Media: A collective surrender to Trump?

The Washington Post’s staff are instructed to focus its opinion pages on promoting 'personal liberties' and 'free markets'

The Washington Post building
Other media owners are also waving the white flag on President Trump.
(Image credit: Ting Shen / Bloomberg via Getty Images)

The free press in America is suffering a drawn-out “death of despair,” said George Packer in The Atlantic, and The Washington Post may be the first to go. Just months after he meddled in editorial decisions by nixing the Post’s presidential endorsement of Kamala Harris, owner Jeff Bezos last week sent a note to staff decreeing that the paper’s opinion pages would now focus on championing “two pillars: personal liberties and free markets.” Left unmentioned was how, or even whether, the opinion pages will cover the growing authoritarianism of the second Trump administration. Other media owners are also waving the white flag on President Trump. In December, Disney settled his “weak” $16 million defamation suit against ABC News; CBS may soon settle “an even more dubious” $20 billion Trump lawsuit over a 60 Minutes editing decision. Rather than hard-nosed news outlets focused on truth-telling, these companies are behaving like a “circus animal that doesn’t need a trainer to tell it to jump.”

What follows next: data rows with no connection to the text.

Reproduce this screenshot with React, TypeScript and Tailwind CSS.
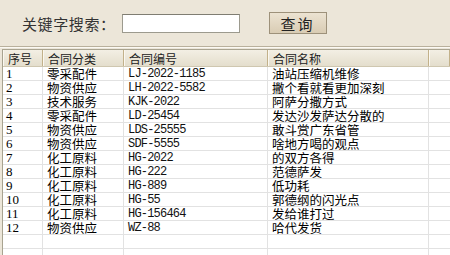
import React from "react";

const rows: [string, string, string, string][] = [
  ["1", "零采配件", "LJ-2022-1185", "油站压缩机维修"],
  ["2", "物资供应", "LH-2022-5582", "撇个看就看更加深刻"],
  ["3", "技术服务", "KJK-2022", "阿萨分撒方式"],
  ["4", "零采配件", "LD-25454", "发达沙发萨达分散的"],
  ["5", "物资供应", "LDS-25555", "敢斗赏广东省管"],
  ["6", "物资供应", "SDF-5555", "啥地方喝的观点"],
  ["7", "化工原料", "HG-2022", "的双方各得"],
  ["8", "化工原料", "HG-222", "范德萨发"],
  ["9", "化工原料", "HG-889", "低功耗"],
  ["10", "化工原料", "HG-55", "郭德纲的闪光点"],
  ["11", "化工原料", "HG-156464", "发给谁打过"],
  ["12", "物资供应", "WZ-88", "哈代发货"],
];

const cjk = { fontFamily: '"Noto Sans CJK SC", "Noto Sans", sans-serif' };
const mono = { fontFamily: '"Liberation Mono", "Noto Sans CJK SC", monospace' };
const serif = { fontFamily: '"Liberation Serif", "Noto Sans CJK SC", serif' };

const headers = ["序号", "合同分类", "合同编号", "合同名称", ""];

export default function App() {
  const allRows: ([string, string, string, string] | null)[] = [...rows, null, null];
  return (
    <div className="w-[450px] h-[255px] overflow-hidden bg-[#ece6d9] flex flex-col" style={cjk}>
      <div className="h-[46px] flex items-center shrink-0">
        <span className="ml-[22px] text-[15px] leading-none text-[#333] tracking-[0.6px]">关键字搜索：</span>
        <div className="ml-[6px] w-[118px] h-[19px] bg-white border border-[#9c9a8e] border-t-[#7f7d72]" />
        <button className="ml-[29px] w-[58px] h-[22px] bg-gradient-to-b from-[#ece3d2] to-[#d9ccb4] border border-[#9d917a] text-[15px] leading-none text-[#222] flex items-center justify-center tracking-[2px]">
          查询
        </button>
      </div>
      <div className="h-[2px] border-t border-[#b9b09c] border-b border-b-[#fbf9f4] shrink-0" />
      <div className="h-[1px] shrink-0" />
      <div className="ml-[2px] flex-1 bg-white border-l border-t border-[#a8a390] overflow-hidden">
        <div className="grid grid-cols-[40px_81px_144px_161px_1fr] h-[17px] bg-gradient-to-b from-[#f3efe4] to-[#e4decd] border-b border-[#cfc7b0]">
          {headers.map((h, i) => (
            <div
              key={i}
              className="border-r border-[#c2b18a] border-l border-l-[#fbf8f0] pl-[4px] text-[12px] leading-[17px] text-[#222] whitespace-nowrap overflow-hidden"
            >
              {h}
            </div>
          ))}
        </div>
        {allRows.map((r, i) => (
          <div key={i} className="grid grid-cols-[40px_81px_144px_161px_1fr] h-[14px] border-b border-[#e2e2e2]">
            <div className="border-r border-[#e2e2e2] pl-[3px] text-[13px] leading-[14px] text-black" style={serif}>
              {r ? r[0] : ""}
            </div>
            <div className="border-r border-[#e2e2e2] pl-[4px] text-[12.5px] leading-[14px] text-black whitespace-nowrap overflow-hidden">
              {r ? r[1] : ""}
            </div>
            <div className="border-r border-[#e2e2e2] pl-[4px] text-[12px] leading-[14px] text-[#111] whitespace-nowrap tracking-[-0.8px] overflow-hidden" style={mono}>
              {r ? r[2] : ""}
            </div>
            <div className="border-r border-[#e2e2e2] pl-[4px] text-[12.5px] leading-[14px] text-black whitespace-nowrap overflow-hidden">
              {r ? r[3] : ""}
            </div>
            <div />
          </div>
        ))}
      </div>
    </div>
  );
}
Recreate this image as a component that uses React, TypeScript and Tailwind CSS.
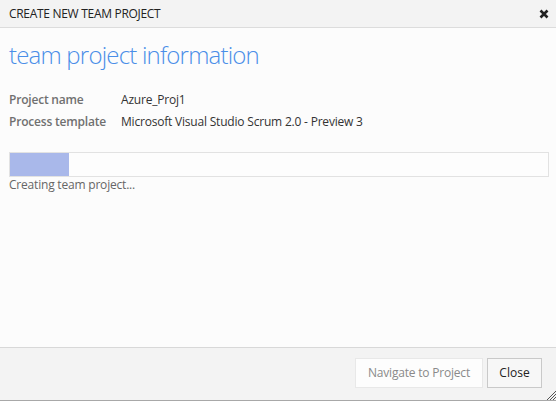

“Please excuse Bezos if he acts like the owner of the publication he owns,” said Rich Lowry in National Review. It’s the norm for owners “to determine the editorial line of a newspaper.” But to the likes of former Post opinion editor David Shipley—who quit in disgust over Bezos’ order—and many current Post employees and readers, it’s the stuff of tyranny. Their outrage illustrates the Left’s fundamental “intolerance of dissenting news sources,” even ones committed to genuinely American principles such as “personal liberties and free markets.”